Upon the whole case, we agree with the lower court, and its judgment is affirmed.

Crow, Ellis, Mount, Main, Parker, Fullerton, and Holcomb, JJ., concur.

Reference

Full Case Name
Dexter Horton National Bank of Seattle v. Washington-Alaska Bank
Cited By
2 cases
Status
Published
Syllabus
Corporations — Stock—Pledge of Stock — Evidence—Sufficiency. A pledge of mining stock as collateral security for advances made by one bank to another is sufficiently established by an indefinite oral agreement to the effect that the stock, left in possession of the pledgee, was to be held to protect the pledgee for advances made to the pledgor .pending negotiations for an extensive credit or permanent loan, which failed of consummation; especially in view of the subsequent attitude of receivers of the pledgor, in litigation with the pledgee, whereby the receivers established by a judgment that the advances were made solely in consideration of such pledge of the stock as collateral security, which exceeded in value the amount of the advances; and thereafter, by virtue of such judgment and claim of collateral, the receivers contracted with the pledgee with reference to the stock on the assumption that it had been pledged and was held as collateral. Judgment — Res Judicata — Matters Concluded.

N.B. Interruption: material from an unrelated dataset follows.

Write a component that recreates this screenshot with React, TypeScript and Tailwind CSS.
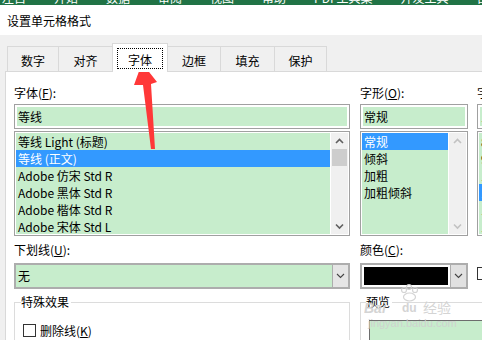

Where receivers of an insolvent bank impounded money in transit that had been sent to a creditor bank to apply on overdrafts and advances, a judgment in favor of the receivers, based on their claim that the advances had been made on the sole consideration of mining stock theretofore pledged therefor and then held by the creditor bank as collateral security exceeding in value the amount of the advances, is conclusive that the mining stock had been pledged by the insolvent as collateral for the advances, and precludes the receivers from making a contrary claim in subsequent litigation to foreclose the pledge.